=== Records with interface code ===
**********

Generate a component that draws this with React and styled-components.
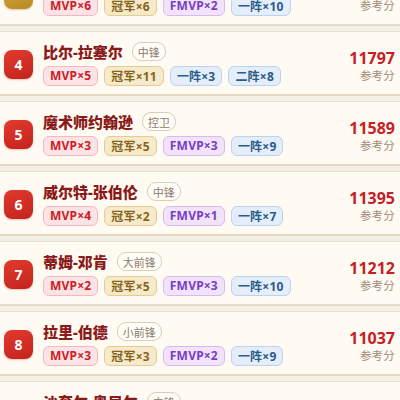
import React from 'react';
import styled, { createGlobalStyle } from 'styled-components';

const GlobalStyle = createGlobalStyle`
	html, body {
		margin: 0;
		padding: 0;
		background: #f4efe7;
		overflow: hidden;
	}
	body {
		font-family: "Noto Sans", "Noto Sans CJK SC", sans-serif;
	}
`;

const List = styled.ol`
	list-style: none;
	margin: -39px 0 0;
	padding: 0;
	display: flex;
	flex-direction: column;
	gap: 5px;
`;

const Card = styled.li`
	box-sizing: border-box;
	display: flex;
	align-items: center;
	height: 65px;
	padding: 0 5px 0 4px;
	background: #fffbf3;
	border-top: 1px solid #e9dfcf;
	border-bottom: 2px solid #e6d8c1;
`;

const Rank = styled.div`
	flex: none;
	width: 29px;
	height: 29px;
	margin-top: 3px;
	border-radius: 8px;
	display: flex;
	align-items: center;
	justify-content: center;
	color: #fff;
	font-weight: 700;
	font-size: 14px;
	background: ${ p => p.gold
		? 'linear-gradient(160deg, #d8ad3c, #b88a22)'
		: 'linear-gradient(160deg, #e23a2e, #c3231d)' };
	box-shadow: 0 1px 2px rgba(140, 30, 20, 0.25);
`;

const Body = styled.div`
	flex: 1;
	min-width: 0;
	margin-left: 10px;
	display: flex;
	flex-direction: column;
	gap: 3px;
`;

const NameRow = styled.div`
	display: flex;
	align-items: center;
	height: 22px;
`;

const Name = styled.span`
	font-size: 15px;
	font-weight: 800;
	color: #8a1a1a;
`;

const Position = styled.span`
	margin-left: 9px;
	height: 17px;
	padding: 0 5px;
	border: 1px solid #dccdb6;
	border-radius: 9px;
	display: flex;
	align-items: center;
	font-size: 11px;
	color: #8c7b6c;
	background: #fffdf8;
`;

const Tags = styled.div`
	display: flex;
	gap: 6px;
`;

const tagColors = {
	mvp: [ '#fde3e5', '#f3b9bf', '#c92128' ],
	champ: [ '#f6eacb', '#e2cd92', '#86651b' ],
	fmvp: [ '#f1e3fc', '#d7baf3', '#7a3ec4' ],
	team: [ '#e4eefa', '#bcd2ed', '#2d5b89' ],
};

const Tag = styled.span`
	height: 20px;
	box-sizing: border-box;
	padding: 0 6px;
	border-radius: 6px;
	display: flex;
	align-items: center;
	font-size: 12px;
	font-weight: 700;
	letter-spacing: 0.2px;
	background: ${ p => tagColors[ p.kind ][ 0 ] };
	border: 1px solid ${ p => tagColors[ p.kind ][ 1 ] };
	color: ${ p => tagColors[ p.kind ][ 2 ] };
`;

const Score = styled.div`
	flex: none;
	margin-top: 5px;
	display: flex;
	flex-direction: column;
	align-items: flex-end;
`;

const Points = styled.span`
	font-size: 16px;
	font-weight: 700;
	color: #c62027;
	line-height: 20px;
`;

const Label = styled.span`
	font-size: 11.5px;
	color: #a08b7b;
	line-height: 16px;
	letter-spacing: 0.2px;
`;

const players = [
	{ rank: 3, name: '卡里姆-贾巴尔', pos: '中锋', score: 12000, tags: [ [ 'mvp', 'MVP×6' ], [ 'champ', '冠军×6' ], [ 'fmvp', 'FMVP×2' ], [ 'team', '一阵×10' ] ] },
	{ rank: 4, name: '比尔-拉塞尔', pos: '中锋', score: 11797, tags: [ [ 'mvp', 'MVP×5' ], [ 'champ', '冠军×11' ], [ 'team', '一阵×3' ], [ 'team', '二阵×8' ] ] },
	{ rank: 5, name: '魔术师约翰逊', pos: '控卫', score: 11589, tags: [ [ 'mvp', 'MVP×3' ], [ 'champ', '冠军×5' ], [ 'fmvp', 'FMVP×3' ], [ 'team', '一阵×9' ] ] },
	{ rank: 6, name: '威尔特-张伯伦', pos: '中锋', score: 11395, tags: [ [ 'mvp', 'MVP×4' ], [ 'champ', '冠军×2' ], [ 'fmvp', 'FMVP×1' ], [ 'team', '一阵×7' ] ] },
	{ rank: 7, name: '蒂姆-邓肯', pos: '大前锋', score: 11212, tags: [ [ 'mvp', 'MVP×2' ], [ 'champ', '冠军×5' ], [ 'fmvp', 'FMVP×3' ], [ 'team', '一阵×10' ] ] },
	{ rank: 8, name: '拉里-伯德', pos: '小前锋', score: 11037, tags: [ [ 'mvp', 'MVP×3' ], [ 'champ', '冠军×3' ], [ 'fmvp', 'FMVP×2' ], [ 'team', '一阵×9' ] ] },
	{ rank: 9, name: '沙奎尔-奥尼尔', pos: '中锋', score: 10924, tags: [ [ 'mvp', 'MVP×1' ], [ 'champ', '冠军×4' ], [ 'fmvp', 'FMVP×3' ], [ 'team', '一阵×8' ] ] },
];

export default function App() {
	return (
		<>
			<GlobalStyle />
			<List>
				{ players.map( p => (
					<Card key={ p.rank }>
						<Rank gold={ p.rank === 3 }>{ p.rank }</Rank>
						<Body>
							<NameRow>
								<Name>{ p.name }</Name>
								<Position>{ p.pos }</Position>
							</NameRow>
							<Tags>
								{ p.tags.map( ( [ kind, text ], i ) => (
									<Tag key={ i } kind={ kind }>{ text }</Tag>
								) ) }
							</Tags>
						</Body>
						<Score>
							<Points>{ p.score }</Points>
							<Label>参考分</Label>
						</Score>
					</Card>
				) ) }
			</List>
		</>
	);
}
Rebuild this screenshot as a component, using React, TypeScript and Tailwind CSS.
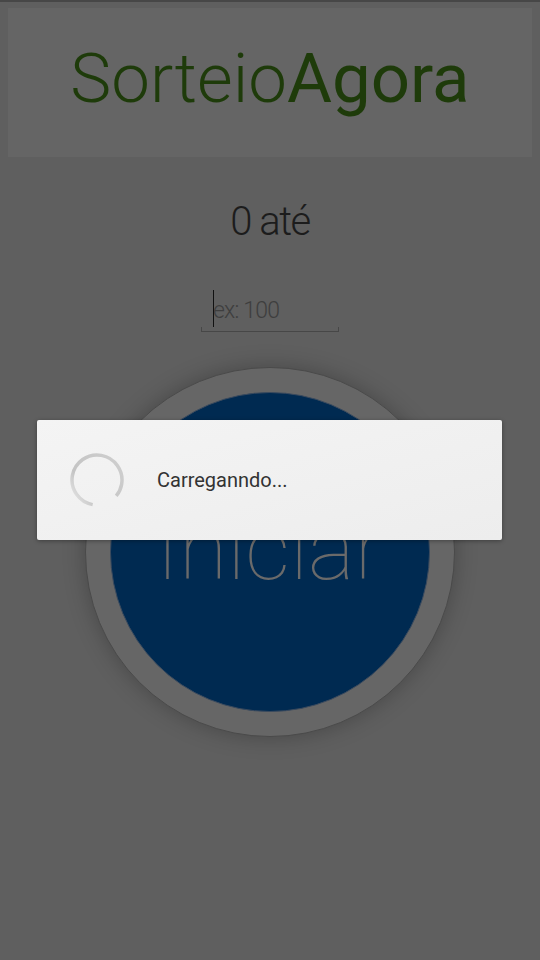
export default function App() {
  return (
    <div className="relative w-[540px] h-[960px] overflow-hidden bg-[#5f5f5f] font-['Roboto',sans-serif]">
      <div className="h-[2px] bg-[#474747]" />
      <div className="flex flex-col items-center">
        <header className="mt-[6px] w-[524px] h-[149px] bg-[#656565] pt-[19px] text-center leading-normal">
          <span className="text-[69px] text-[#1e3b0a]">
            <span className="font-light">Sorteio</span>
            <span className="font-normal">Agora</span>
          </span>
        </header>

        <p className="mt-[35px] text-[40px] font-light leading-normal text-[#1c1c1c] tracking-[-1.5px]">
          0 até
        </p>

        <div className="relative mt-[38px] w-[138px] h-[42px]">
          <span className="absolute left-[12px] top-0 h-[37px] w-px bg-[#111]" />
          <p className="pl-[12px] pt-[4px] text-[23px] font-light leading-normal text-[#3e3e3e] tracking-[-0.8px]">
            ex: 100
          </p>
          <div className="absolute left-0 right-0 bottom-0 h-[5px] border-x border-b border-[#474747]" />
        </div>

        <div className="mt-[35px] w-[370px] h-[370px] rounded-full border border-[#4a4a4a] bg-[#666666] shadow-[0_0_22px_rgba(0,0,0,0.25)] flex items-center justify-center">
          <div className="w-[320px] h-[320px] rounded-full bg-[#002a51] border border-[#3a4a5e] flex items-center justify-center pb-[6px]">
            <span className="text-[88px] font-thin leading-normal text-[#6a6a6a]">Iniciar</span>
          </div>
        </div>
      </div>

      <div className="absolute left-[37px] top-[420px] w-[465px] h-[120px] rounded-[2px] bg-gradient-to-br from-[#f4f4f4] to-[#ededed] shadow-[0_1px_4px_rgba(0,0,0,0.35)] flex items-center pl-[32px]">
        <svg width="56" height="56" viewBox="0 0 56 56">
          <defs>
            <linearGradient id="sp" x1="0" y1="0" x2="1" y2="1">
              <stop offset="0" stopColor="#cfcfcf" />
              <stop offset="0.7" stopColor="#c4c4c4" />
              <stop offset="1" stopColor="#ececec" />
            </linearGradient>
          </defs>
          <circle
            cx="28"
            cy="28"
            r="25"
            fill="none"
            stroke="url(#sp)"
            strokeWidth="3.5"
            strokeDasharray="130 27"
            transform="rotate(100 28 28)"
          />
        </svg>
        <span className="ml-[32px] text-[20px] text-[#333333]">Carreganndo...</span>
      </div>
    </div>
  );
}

**********

Return only the number of lines in the data above that include the word "components".

=== Written answer ===
2